Exercise details: Leave the pictures out and retype the lines from the beginning through the line with "h-[873px] ml-[10px] pt-2", both ends included.

******************************

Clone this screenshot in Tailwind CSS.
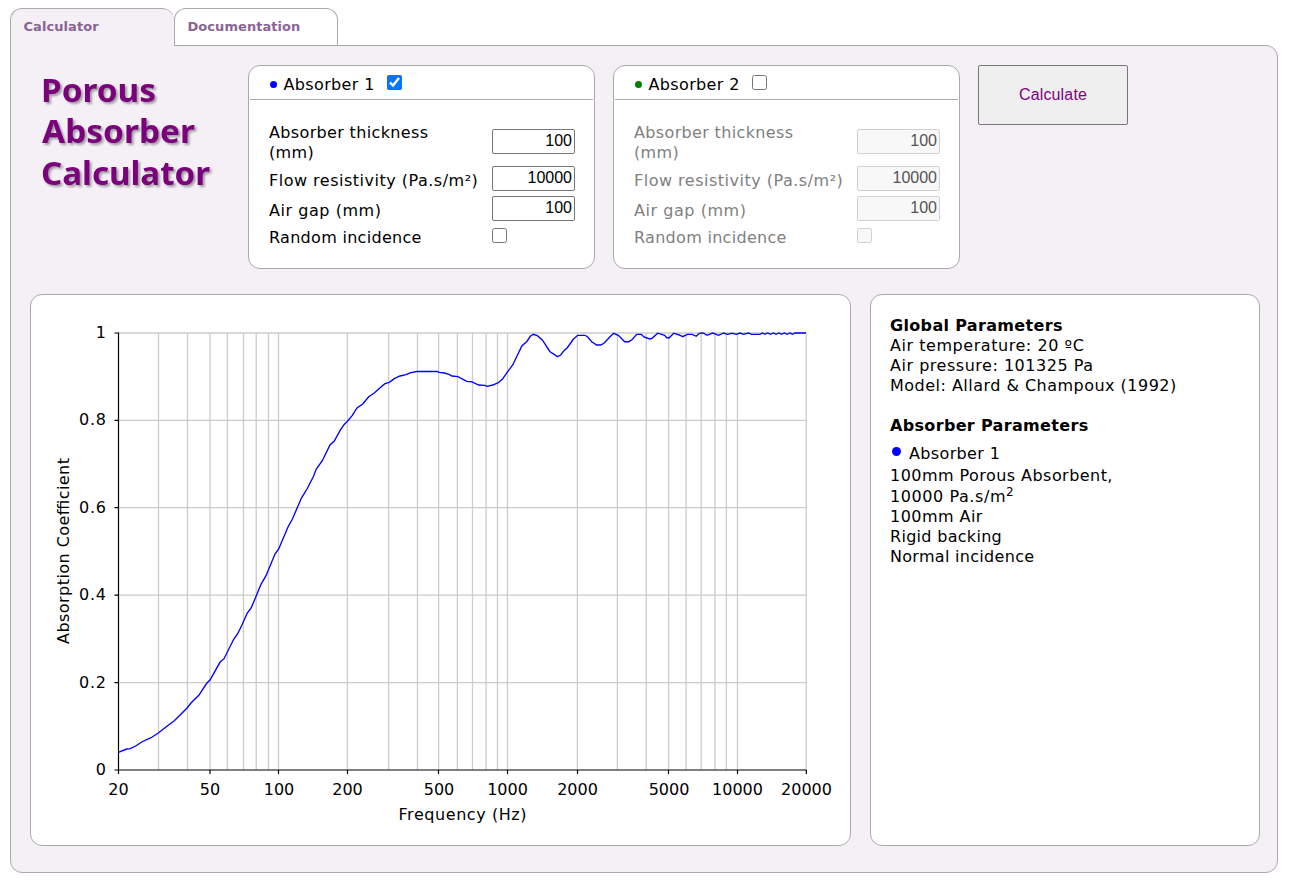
<!DOCTYPE html>
<html lang="en">

<head>
    <meta charset="UTF-8" />
    <meta name="viewport" content="width=device-width, initial-scale=1.0" />
    <title>Porous Absorber Calculator</title>
    <script src="https://cdn.jsdelivr.net/npm/@tailwindcss/browser@4"></script>
</head>

<body class="bg-white text-black font-['Verdana','DejaVu_Sans',sans-serif]">
    <div class="w-[1268px] h-[873px] ml-[10px] pt-2 flex flex-col text-base leading-5">

        <!-- Tabs -->
        <div class="flex h-[37px] text-[13px] font-bold text-[#8a6492] tracking-[0.06px]">
            <a href="#" class="w-[164px] h-[37px] pt-2 pl-[12.5px] border-l border-t border-[#aaa] rounded-t-xl bg-[#f4f0f6]">Calculator</a>
            <a href="#" class="w-[164px] h-[37px] pt-2 pl-[12.5px] border-x border-t border-[#aaa] rounded-t-xl bg-white">Documentation</a>
        </div>

        <!-- Calculator panel -->
        <div class="relative flex-1 flex flex-col border border-[#aaa] rounded-xl rounded-tl-none bg-[#f4f0f6] pt-[19px] pl-[19px]">
            <div class="absolute left-0 -top-px w-[163px] h-px bg-[#f4f0f6]"></div>
            <div class="flex h-[204px]">
                <svg class="w-[218px] h-[140px] drop-shadow-[2px_2px_1px_rgba(0,0,0,0.35)]" viewBox="30 65 218 140" font-family="Noto Sans, sans-serif" font-size="33" font-weight="700" fill="#7a007c">
                    <text x="41" y="101.5" textLength="115" lengthAdjust="spacingAndGlyphs">Porous</text>
                    <text x="42" y="143" textLength="153" lengthAdjust="spacingAndGlyphs">Absorber</text>
                    <text x="41" y="184.5" textLength="169" lengthAdjust="spacingAndGlyphs">Calculator</text>
                </svg>

                <div class="w-[347px] h-[204px] mr-[18px] bg-white border border-[#aaa] rounded-xl px-px">
                    <div class="h-[34px] pl-5 pt-2 border-b border-[#aaa] flex items-start">
                        <span class="w-[6.5px] h-[6.5px] mt-[7px] mr-[7px] rounded-full bg-[#00f]"></span>
                        <label for="absorber1" class="pt-px tracking-[0.36px]">Absorber 1</label>
                        <input id="absorber1" type="checkbox" class="w-[15px] h-[15px] ml-3 mt-px" checked />
                    </div>
                    <div class="grid grid-cols-[223px_83px] pl-[19px] pt-[22px]">
                        <label class="h-[44px] pt-px tracking-[0.35px]">Absorber thickness<br />(mm)</label>
                        <input type="text" value="100" class="h-[25px] mt-[7px] border border-[#767676] rounded-xs px-0.5 pb-0.5 text-right font-['Liberation_Sans',sans-serif]" />
                        <label class="h-[30px] pt-[5px] whitespace-nowrap tracking-[0.5px]">Flow resistivity (Pa.s/m²)</label>
                        <input type="text" value="10000" class="h-[25px] border border-[#767676] rounded-xs px-0.5 pb-0.5 text-right font-['Liberation_Sans',sans-serif]" />
                        <label class="h-[30px] pt-[5px] tracking-[0.55px]">Air gap (mm)</label>
                        <input type="text" value="100" class="h-[25px] border border-[#767676] rounded-xs px-0.5 pb-0.5 text-right font-['Liberation_Sans',sans-serif]" />
                        <label class="pt-0.5 tracking-[0.3px]">Random incidence</label>
                        <input type="checkbox" class="w-[15px] h-[15px] mt-[2px]" />
                    </div>
                </div>

                <div class="w-[347px] h-[204px] mr-[18px] bg-white border border-[#aaa] rounded-xl px-px">
                    <div class="h-[34px] pl-5 pt-2 border-b border-[#aaa] flex items-start">
                        <span class="w-[6.5px] h-[6.5px] mt-[7px] mr-[7px] rounded-full bg-[#008000]"></span>
                        <label for="absorber2" class="pt-px tracking-[0.36px]">Absorber 2</label>
                        <input id="absorber2" type="checkbox" class="w-[15px] h-[15px] ml-3 mt-px" />
                    </div>
                    <div class="grid grid-cols-[223px_83px] pl-[19px] pt-[22px] text-[#808080]">
                        <label class="h-[44px] pt-px tracking-[0.35px]">Absorber thickness<br />(mm)</label>
                        <input type="text" value="100" disabled class="h-[25px] mt-[7px] border border-[#d1d1d1] rounded-xs bg-[#f8f8f8] text-[#545454] px-0.5 pb-0.5 text-right font-['Liberation_Sans',sans-serif]" />
                        <label class="h-[30px] pt-[5px] whitespace-nowrap tracking-[0.5px]">Flow resistivity (Pa.s/m²)</label>
                        <input type="text" value="10000" disabled class="h-[25px] border border-[#d1d1d1] rounded-xs bg-[#f8f8f8] text-[#545454] px-0.5 pb-0.5 text-right font-['Liberation_Sans',sans-serif]" />
                        <label class="h-[30px] pt-[5px] tracking-[0.55px]">Air gap (mm)</label>
                        <input type="text" value="100" disabled class="h-[25px] border border-[#d1d1d1] rounded-xs bg-[#f8f8f8] text-[#545454] px-0.5 pb-0.5 text-right font-['Liberation_Sans',sans-serif]" />
                        <label class="pt-0.5 tracking-[0.3px]">Random incidence</label>
                        <input type="checkbox" disabled class="w-[15px] h-[15px] mt-[2px]" />
                    </div>
                </div>

                <button type="button" class="w-[150px] h-[60px] bg-[#efefef] border border-[#767676] rounded-xs text-[#800080] tracking-[0.15px] font-['Liberation_Sans',sans-serif]">Calculate</button>
            </div>

            <div class="flex mt-[25px]">
                <!-- Chart -->
                <div class="w-[821px] h-[552px] mr-[19px] bg-white border border-[#aaa] rounded-xl">
                    <svg class="w-[819px] h-[550px]" viewBox="31 295 819 550" fill="none" font-size="16">
                        <path stroke="#ccc" stroke-width="1.3" d="M158.5 333V770M187.5 333V770M210 333V770M227.4 333V770M243.5 333V770M256.2 333V770M268.5 333V770M278.5 333V770M347.4 333V770M388.6 333V770M417.5 333V770M438.6 333V770M457.4 333V770M472.5 333V770M486.1 333V770M497.5 333V770M507.5 333V770M577.4 333V770M617.4 333V770M646.3 333V770M668.6 333V770M686.1 333V770M701.2 333V770M715 333V770M726.4 333V770M737.5 333V770M806.2 333V770" />
                        <path stroke="#ccc" stroke-width="1.3" d="M118 333H806M118 420.4H806M118 507.7H806M118 595.2H806M118 682.6H806" />
                        <path stroke="#000" stroke-width="1.2" d="M118.5 332.5V774M114.5 333H118M114.5 420.4H118M114.5 507.7H118M114.5 595.2H118M114.5 682.6H118M114.5 770H806.5M210 770V774M278.5 770V774M347.5 770V774M438.5 770V774M507.5 770V774M577.5 770V774M668.5 770V774M737.5 770V774M806.3 770V774" />
                        <polyline stroke="#00f" stroke-width="1.35" points="118.3,752.3 126.7,749 130.3,748.7 135.7,746 141.7,742 151,737.7 158.3,733 165,727.7 174.3,720.7 187.3,707.7 191,703 199,695 206.7,683.3 210,680 220,662.3 224,658.7 233.7,639.3 237.7,633.7 242.3,624.3 247.3,613 251.3,607.7 257.3,593.3 261,584.3 266,575.7 275,554 278.7,549 288,527 292.3,519.3 301.3,498.3 307,489 313.3,476.7 316.3,469 322.3,460.7 330,445 334.3,441 340,430.7 344,424.7 347.7,421 352.3,415.3 357,408 362.7,404 368.7,396.7 374.3,393 380,387.7 385,383.7 389.3,382.3 394.3,378.7 400,376 406,374.7 410,372.8 416.7,371.5 437.3,371.5 439.3,372.3 444.3,373 449,374.3 452,376 458,376.7 466.7,381.3 472,381.9 478.7,385 484.7,385.3 487.3,386.4 492.7,385 498.3,382.7 502.3,379.3 507.7,371.7 512.7,365 522,345.7 526.7,341.7 530.3,336.3 533.3,334.3 537.3,335.7 542.3,340 550,351.7 555,354.9 557.3,356.7 560.7,355 564,350.7 567.3,347.7 573.3,339.3 577.7,335.3 585,335.3 587.7,337 591.7,341.7 596.7,345 600.7,345 604.3,343 610,336.7 613.7,333.3 618.3,335.3 624.7,341.7 628.7,341.7 631.7,340 636.7,334.3 641.3,334.3 644,337 649.7,339 652,338.3 657.7,333.2 664.7,335.3 666.7,337.7 669.3,337.7 673.7,333.2 679.3,335 682.7,336.7 687.3,334.3 692,334.3 696.3,336.3 699.3,333.3 703,333 707,335.3 712.7,333 718.7,335.3 723.7,333 727.3,334.3 732,333.3 736.5,334.3 740,333 743.3,334.3 748.7,333 751.3,334.3 760,334.3 762.5,333 765,334.3 767.5,333 770.5,334.3 773.5,333 776,334.3 779,333 781.5,334.3 784.5,333 787,334.3 790,333 792.5,334.3 795,333 806,333" />
                        <g fill="#000" text-anchor="end">
                            <text x="106" y="338">1</text>
                            <text x="106" y="425" textLength="27">0.8</text>
                            <text x="106" y="513" textLength="27">0.6</text>
                            <text x="106" y="600" textLength="27">0.4</text>
                            <text x="106" y="688" textLength="27">0.2</text>
                            <text x="106" y="775">0</text>
                        </g>
                        <g fill="#000" text-anchor="middle">
                            <text x="118.5" y="795">20</text>
                            <text x="210" y="795">50</text>
                            <text x="279" y="795">100</text>
                            <text x="347.5" y="795">200</text>
                            <text x="439" y="795">500</text>
                            <text x="507.5" y="795">1000</text>
                            <text x="577.5" y="795">2000</text>
                            <text x="669" y="795">5000</text>
                            <text x="737.5" y="795">10000</text>
                            <text x="806.5" y="795">20000</text>
                            <text x="462.5" y="820" textLength="128">Frequency (Hz)</text>
                            <text transform="translate(69 551) rotate(-90)" textLength="186">Absorption Coefficient</text>
                        </g>
                    </svg>
                </div>

                <!-- Parameters -->
                <div class="w-[390px] h-[552px] bg-white border border-[#aaa] rounded-xl pl-[19px] pt-[21px] tracking-[0.45px]">
                    <h2 class="font-bold tracking-[0.33px]">Global Parameters</h2>
                    <p class="tracking-[0.55px]">Air temperature: 20 ºC</p>
                    <p class="tracking-[0.52px]">Air pressure: 101325 Pa</p>
                    <p class="tracking-[0.48px]">Model: Allard &amp; Champoux (1992)</p>
                    <h2 class="font-bold mt-5 tracking-[0.33px]">Absorber Parameters</h2>
                    <div class="flex mt-2 mb-0.5">
                        <span class="w-[9px] h-[9px] mt-[3px] ml-[2px] mr-2 rounded-full bg-[#00f]"></span>
                        <p class="tracking-[0.36px]">Absorber 1</p>
                    </div>
                    <p>100mm Porous Absorbent,</p>
                    <p class="mt-px tracking-[0.58px]">10000 Pa.s/m<sup class="text-[12px] -top-[6px]">2</sup></p>
                    <p>100mm Air</p>
                    <p class="tracking-[0.3px]">Rigid backing</p>
                    <p class="tracking-[0.3px]">Normal incidence</p>
                </div>
            </div>
        </div>
    </div>
</body>

</html>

******************************

Reply to the exercise:
Clone this screenshot in Tailwind CSS.
<!DOCTYPE html>
<html lang="en">

<head>
    <meta charset="UTF-8" />
    <meta name="viewport" content="width=device-width, initial-scale=1.0" />
    <title>Porous Absorber Calculator</title>
    <script src="https://cdn.jsdelivr.net/npm/@tailwindcss/browser@4"></script>
</head>

<body class="bg-white text-black font-['Verdana','DejaVu_Sans',sans-serif]">
    <div class="w-[1268px] h-[873px] ml-[10px] pt-2 flex flex-col text-base leading-5">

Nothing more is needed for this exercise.